## Aim
Type out the material below exactly.

+ + + +

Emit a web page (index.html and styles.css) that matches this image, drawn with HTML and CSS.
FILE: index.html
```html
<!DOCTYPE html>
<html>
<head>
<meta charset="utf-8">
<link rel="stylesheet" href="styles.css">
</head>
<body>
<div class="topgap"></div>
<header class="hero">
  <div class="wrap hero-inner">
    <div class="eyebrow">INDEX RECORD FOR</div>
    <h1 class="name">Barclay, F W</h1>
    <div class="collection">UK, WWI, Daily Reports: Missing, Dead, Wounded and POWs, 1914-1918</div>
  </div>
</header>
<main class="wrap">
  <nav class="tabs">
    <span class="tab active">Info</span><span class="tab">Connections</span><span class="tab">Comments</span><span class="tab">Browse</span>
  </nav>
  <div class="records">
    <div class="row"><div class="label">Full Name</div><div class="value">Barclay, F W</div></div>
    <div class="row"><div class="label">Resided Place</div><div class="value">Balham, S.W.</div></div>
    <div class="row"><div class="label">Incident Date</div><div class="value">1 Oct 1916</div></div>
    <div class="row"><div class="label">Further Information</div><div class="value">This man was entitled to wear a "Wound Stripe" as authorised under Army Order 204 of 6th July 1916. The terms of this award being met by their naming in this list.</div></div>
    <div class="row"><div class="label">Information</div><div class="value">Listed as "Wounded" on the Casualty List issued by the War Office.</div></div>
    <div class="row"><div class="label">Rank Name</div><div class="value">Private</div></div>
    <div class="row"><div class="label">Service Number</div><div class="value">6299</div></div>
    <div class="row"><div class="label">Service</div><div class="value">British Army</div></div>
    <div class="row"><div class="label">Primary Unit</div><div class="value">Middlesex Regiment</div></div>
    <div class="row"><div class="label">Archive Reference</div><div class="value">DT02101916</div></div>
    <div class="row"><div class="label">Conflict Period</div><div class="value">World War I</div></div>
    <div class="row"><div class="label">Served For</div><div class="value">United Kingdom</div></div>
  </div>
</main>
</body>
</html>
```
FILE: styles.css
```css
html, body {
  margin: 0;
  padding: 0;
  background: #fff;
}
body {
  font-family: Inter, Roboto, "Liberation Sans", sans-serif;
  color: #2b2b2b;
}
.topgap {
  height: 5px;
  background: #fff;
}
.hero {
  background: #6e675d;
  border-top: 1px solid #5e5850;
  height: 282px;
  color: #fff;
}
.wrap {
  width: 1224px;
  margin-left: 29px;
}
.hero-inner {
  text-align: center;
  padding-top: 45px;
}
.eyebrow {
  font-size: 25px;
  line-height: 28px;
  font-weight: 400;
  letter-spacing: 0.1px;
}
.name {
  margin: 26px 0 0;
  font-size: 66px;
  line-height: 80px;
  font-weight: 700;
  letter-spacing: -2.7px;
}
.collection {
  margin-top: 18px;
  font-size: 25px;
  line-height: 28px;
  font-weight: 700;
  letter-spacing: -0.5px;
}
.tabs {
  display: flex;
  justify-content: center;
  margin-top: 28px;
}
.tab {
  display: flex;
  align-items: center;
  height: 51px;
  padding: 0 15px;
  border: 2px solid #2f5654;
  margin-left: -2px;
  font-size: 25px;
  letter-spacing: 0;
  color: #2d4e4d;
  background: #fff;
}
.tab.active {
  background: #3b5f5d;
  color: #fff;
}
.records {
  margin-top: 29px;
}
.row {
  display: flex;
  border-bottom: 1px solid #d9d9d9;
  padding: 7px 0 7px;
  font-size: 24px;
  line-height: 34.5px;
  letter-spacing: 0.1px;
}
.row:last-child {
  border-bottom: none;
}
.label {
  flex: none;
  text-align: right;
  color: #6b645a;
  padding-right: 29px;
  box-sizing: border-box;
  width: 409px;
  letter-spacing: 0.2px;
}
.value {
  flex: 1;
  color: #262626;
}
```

+ + + +

## Exercise response
Emit a web page (index.html and styles.css) that matches this image, drawn with HTML and CSS.
FILE: index.html
```html
<!DOCTYPE html>
<html>
<head>
<meta charset="utf-8">
<link rel="stylesheet" href="styles.css">
</head>
<body>
<div class="topgap"></div>
<header class="hero">
  <div class="wrap hero-inner">
    <div class="eyebrow">INDEX RECORD FOR</div>
    <h1 class="name">Barclay, F W</h1>
    <div class="collection">UK, WWI, Daily Reports: Missing, Dead, Wounded and POWs, 1914-1918</div>
  </div>
</header>
<main class="wrap">
  <nav class="tabs">
    <span class="tab active">Info</span><span class="tab">Connections</span><span class="tab">Comments</span><span class="tab">Browse</span>
  </nav>
  <div class="records">
    <div class="row"><div class="label">Full Name</div><div class="value">Barclay, F W</div></div>
    <div class="row"><div class="label">Resided Place</div><div class="value">Balham, S.W.</div></div>
    <div class="row"><div class="label">Incident Date</div><div class="value">1 Oct 1916</div></div>
    <div class="row"><div class="label">Further Information</div><div class="value">This man was entitled to wear a "Wound Stripe" as authorised under Army Order 204 of 6th July 1916. The terms of this award being met by their naming in this list.</div></div>
    <div class="row"><div class="label">Information</div><div class="value">Listed as "Wounded" on the Casualty List issued by the War Office.</div></div>
    <div class="row"><div class="label">Rank Name</div><div class="value">Private</div></div>
    <div class="row"><div class="label">Service Number</div><div class="value">6299</div></div>
    <div class="row"><div class="label">Service</div><div class="value">British Army</div></div>
    <div class="row"><div class="label">Primary Unit</div><div class="value">Middlesex Regiment</div></div>
    <div class="row"><div class="label">Archive Reference</div><div class="value">DT02101916</div></div>
    <div class="row"><div class="label">Conflict Period</div><div class="value">World War I</div></div>
    <div class="row"><div class="label">Served For</div><div class="value">United Kingdom</div></div>
  </div>
</main>
</body>
</html>
```
FILE: styles.css
```css
html, body {
  margin: 0;
  padding: 0;
  background: #fff;
}
body {
  font-family: Inter, Roboto, "Liberation Sans", sans-serif;
  color: #2b2b2b;
}
.topgap {
  height: 5px;
  background: #fff;
}
.hero {
  background: #6e675d;
  border-top: 1px solid #5e5850;
  height: 282px;
  color: #fff;
}
.wrap {
  width: 1224px;
  margin-left: 29px;
}
.hero-inner {
  text-align: center;
  padding-top: 45px;
}
.eyebrow {
  font-size: 25px;
  line-height: 28px;
  font-weight: 400;
  letter-spacing: 0.1px;
}
.name {
  margin: 26px 0 0;
  font-size: 66px;
  line-height: 80px;
  font-weight: 700;
  letter-spacing: -2.7px;
}
.collection {
  margin-top: 18px;
  font-size: 25px;
  line-height: 28px;
  font-weight: 700;
  letter-spacing: -0.5px;
}
.tabs {
  display: flex;
  justify-content: center;
  margin-top: 28px;
}
.tab {
  display: flex;
  align-items: center;
  height: 51px;
  padding: 0 15px;
  border: 2px solid #2f5654;
  margin-left: -2px;
  font-size: 25px;
  letter-spacing: 0;
  color: #2d4e4d;
  background: #fff;
}
.tab.active {
  background: #3b5f5d;
  color: #fff;
}
.records {
  margin-top: 29px;
}
.row {
  display: flex;
  border-bottom: 1px solid #d9d9d9;
  padding: 7px 0 7px;
  font-size: 24px;
  line-height: 34.5px;
  letter-spacing: 0.1px;
}
.row:last-child {
  border-bottom: none;
}
.label {
  flex: none;
  text-align: right;
  color: #6b645a;
  padding-right: 29px;
  box-sizing: border-box;
  width: 409px;
  letter-spacing: 0.2px;
}
.value {
  flex: 1;
  color: #262626;
}
```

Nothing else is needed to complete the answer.